Calvin’s own language is what is not used by any “Calvinist” who believes in “Limited Atonement”. “all men without distinction” is the language that a “Calvinist” would use, so as to distort what the Bible actually teaches, yet the “Calvinists” own “leader”, John Calvin, himself believed that Jesus Christ dies for THE WHOLE WORLD, that is, EVERY HUMAN BEING!

Robert Dabney, who was a Calvinist, has this to say on the use of “kosmos” here:

“In Jno.iii.16, make ‘the world’ which Christ loved, to mean ‘the elect world’, and we reach the absurdity, that some of the elect may not believe, and perish…since Christ made expiation for every man” (Systematic Theology, p.525)
Calvin was addressing the general call made to all lost sinners, but he also held to a specific saving call only to His own elect!
 

George Antonios

Well-Known Member
From another topic (name redacted):


Rather than draw a soon to close topic off track, let us start a fresh topic to examine the implications of the statement made and accusations presented at the character of God.

Are there people that "will" to be saved, but are not?
Has God rejected some that desired to come to Christ?


That is what this statement accuses God of doing.

Does Calvinism teach that "salvation does not depend on men" and "men are unable to will (desire) salvation"?
(Can Calvinists provide verses in support for the person quoted anonymously?)

Does salvation depend on the man that wills (the will of man)? (scripture verses, please?)
Is God obligated to accept all who ask?

Does this "problem" really exist?

When one reads Romans chapters 9 to 11, as they are meant to be read, in context, Paul's argument is clear, especially in light of other scriptures.

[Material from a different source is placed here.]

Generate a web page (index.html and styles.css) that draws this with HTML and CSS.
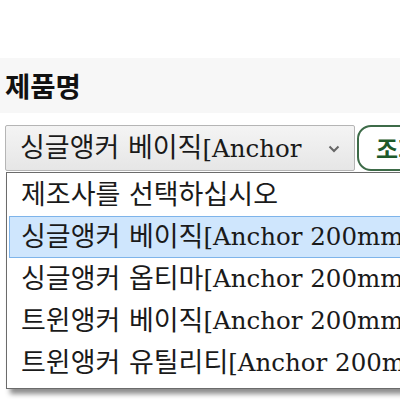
FILE: index.html
```html
<!DOCTYPE html>
<html lang="ko">
<head>
<meta charset="utf-8">
<link rel="stylesheet" href="styles.css">
</head>
<body>
<div class="page">
  <div class="band"><span class="title">제품명</span></div>
  <div class="row">
    <div class="select">
      <span class="sel-text">싱글앵커 베이직<span class="en">[Anchor</span></span>
      <svg class="chev" width="12" height="8" viewBox="0 0 12 8"><path d="M1.5 1.5 L6 6 L10.5 1.5" fill="none" stroke="#666" stroke-width="2"/></svg>
    </div>
    <button class="btn">조회</button>
    <div class="list">
      <div class="opt">제조사를 선택하십시오</div>
      <div class="opt sel">싱글앵커 베이직<span class="en">[Anchor 200mm]</span></div>
      <div class="opt">싱글앵커 옵티마<span class="en">[Anchor 200mm]</span></div>
      <div class="opt">트윈앵커 베이직<span class="en">[Anchor 200mm]</span></div>
      <div class="opt">트윈앵커 유틸리티<span class="en">[Anchor 200mm]</span></div>
    </div>
  </div>
</div>
</body>
</html>
```

FILE: styles.css
```css
html, body { margin: 0; padding: 0; background: #fff; overflow: hidden; }
.page { padding-top: 58px; width: 400px; height: 400px; box-sizing: border-box; overflow: hidden; }
.band {
  height: 55px;
  background: #f7f7f7;
  display: flex;
  align-items: center;
  padding-left: 5px;
}
.title {
  font-family: "Noto Sans CJK KR", sans-serif;
  font-weight: 700;
  font-size: 27.5px;
  line-height: 1;
  color: #111;
}
.row {
  position: relative;
  margin-top: 12px;
  padding-left: 5px;
  display: flex;
  gap: 2px;
  white-space: nowrap;
}
.select {
  flex: none;
  width: 350px;
  height: 46px;
  box-sizing: border-box;
  border: 1px solid #b5b5b5;
  border-radius: 2px;
  background: linear-gradient(#f4f4f4, #e6e6e6);
  display: flex;
  align-items: center;
  padding-left: 14px;
  padding-right: 14px;
  justify-content: space-between;
  overflow: hidden;
}
.sel-text, .opt {
  font-family: "DejaVu Serif", "Noto Sans CJK KR", serif;
  font-size: 27px;
  color: #1a1a1a;
}
.sel-text { line-height: 30px; }
.en { font-size: 24.5px; }
.chev { flex: none; margin-top: 2px; }
.btn {
  flex: none;
  height: 46px;
  width: 70px;
  padding: 0 0 0 17px;
  border: 2px solid #3d6b48;
  border-radius: 14px;
  background: #fff;
  font-family: "Noto Sans CJK KR", sans-serif;
  font-weight: 700;
  font-size: 24px;
  color: #1d5a2b;
  line-height: 1;
  overflow: hidden;
  text-align: left;
  white-space: nowrap;
}
.list {
  position: absolute;
  top: 47px;
  left: 6px;
  width: 430px;
  background: #fff;
  border: 1px solid #6b6b6b;
  box-shadow: 4px 5px 5px rgba(0,0,0,0.45);
  padding: 1px 2px 4px 2px;
}
.opt {
  height: 42px;
  box-sizing: border-box;
  display: flex;
  align-items: center;
  padding-left: 11px;
  line-height: 30px;
  border: 1px solid transparent;
  white-space: nowrap;
}
.opt.sel {
  background: #cfe6fd;
  border-color: #7eb4ea;
}
```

When he speaks of not of him that willeth he is not negating the idea of libertarian free will, he is saying that man does not get to dictate his own will to God as to how salvation should work or who to save.
Paul is referring to Moses.

Moses had willed God to spare the people and destroy him instead in Exodus 32:

Exo 32:31 And Moses returned unto the LORD, and said, Oh, this people have sinned a great sin, and have made them gods of gold.
Exo 32:32 Yet now, if thou wilt forgive their sin - ; and if not, blot me, I pray thee, out of thy book which thou hast written.
Exo 32:33 And the LORD said unto Moses,
Whosoever hath sinned against me [NOT "whosoever is not an eternally elect"], him will I blot out of my book.

It is in direct relation to this exchange that in the next chapter God tells Moses:

Exo 33:19 And he said, I will make all my goodness pass before thee, and I will proclaim the name of the LORD before thee; and will be gracious to whom I will be gracious, and will shew mercy on whom I will shew mercy.

Clearly then, it is not of him that willeth is simply a reference to the fact no man has the authority to set or debate the criteria of salvation according to his own will/desire/plan/understanding.

God's New Testament criterion is: it is not by following the law of Moses (him that runneth) but rather by believing the gospel (the righteousness which is of faith).
The Jews could not accept that, and that's what Paul was dealing with.

As the brother said above, Calvinism has highjacked the text.
But if you believe you were enlightened unto Calvinism because the tenor of Romans 9, taken out of context, jives with the Calvinistic model, then you are snared (just as I was for 3 years) and can hardly break out.